Surfin' Safari is the debut album by American rock band the Beach Boys, released on October 1, 1962. The album peaked at number 32 in its 37-week run on the US charts. The official production credit went to Nick Venet, though it was Brian Wilson with his father Murry who contributed substantially to the album's production; Brian also wrote or co-wrote nine of its 12 tracks.
The album was preceded by two singles: "Surfin'" and "Surfin' Safari", which charted at numbers 75 and 14, respectively. The success of "Surfin' Safari" helped secure a full album for the group while an additional single, "Ten Little Indians", was issued, charting at number 49.
The group is mainly comprised of people from Hawthorne, California, named Wilson … there’s Brian, Dennis, Carl, and their Dad, Murry Wilson, a long-time songwriter who acts as manager for the outfit. Then there’s the boys' talented cousin, Mike Love … who sings both the lead tenor and deep bass parts in their unusual vocal arrangements. … [and] young David Marks, a neighbor of the Wilsons who plays a driving rhythm guitar. Brian, the oldest of the Wilson boys, is the group’s leader and vocal arranger. Carl is the very accomplished lead guitarist, while brother Dennis sings and plays the drums. None of them, incidentally, had any formal training, but they all grew up in an atmosphere where music was a regular part of their lives.
— excerpt taken from the album's original liner notes
In the autumn of 1961, cousins Brian Wilson and Mike Love composed a song on surfing, titled "Surfin'" at the behest of Brian's younger sibling, Dennis Wilson. They quickly formed a band, bringing in the youngest Wilson brother Carl on lead guitar and Brian's high school friend Al Jardine on rhythm guitar. Brian took up bass, Dennis the drums and Mike would be the frontman, while they all would harmonize vocals arranged by Brian. Released that December, produced by Hite Morgan, and backed by "Luau", "Surfin'" made number 75 in the US Top 100 in early 1962.
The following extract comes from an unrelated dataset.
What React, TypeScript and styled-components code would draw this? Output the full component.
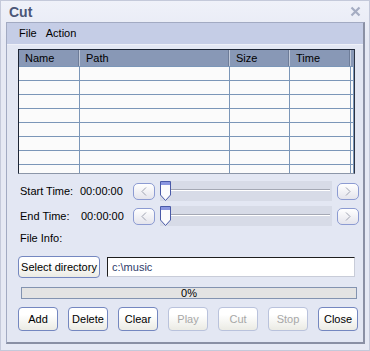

Father Murry Wilson became the band's manager. He submitted a professionally recorded demo tape to Capitol Records that spring. The Beach Boys were signed and "Surfin' Safari" b/w "409" (from the April 1962 demo tape) was released as a single that June. Al Jardine left the band after the recording of the song "Surfin'" but before the demo session and album session, replaced by Wilson-family friend David Marks— Jardine would rejoin to form a six-member band in the fall of 1963, appearing on the third studio album. With both "Surfin' Safari" and "409" becoming hits (the former reaching US number 14), Capitol Records approved a full album. Brian Wilson, who regularly collaborated with Mike Love and Gary Usher, contributed the songs that made up the bulk of the LP.
The second single, "Ten Little Indians", was less successful, reaching only number 49, with Brian feeling that "Chug-A-Lug" would have made a better follow-up. Though Mike and Brian are the most prominent singers, Dennis makes his first vocal appearance on "Little Girl (You're My Miss America)" (shown as "Little Miss America" on the album cover).
The album was released through Capitol on October 1, 1962 and peaked at number 32 in its 37-week run on the US charts. In the UK, the album was not released until April 1963, and failed to chart.
Richie Unterberger, in a retrospective review for AllMusic, feels that most of the songs are substandard, but that as the album was recorded by the Beach Boys themselves rather than session musicians it does offer an opportunity to hear what the band sounded like in the studio.
4 of the 12 songs on the album have been performed live in concert by the Beach Boys. "Surfin' Safari" and "409" are regulars in set lists while "Surfin'" and "Summertime Blues" have been played with varying frequency.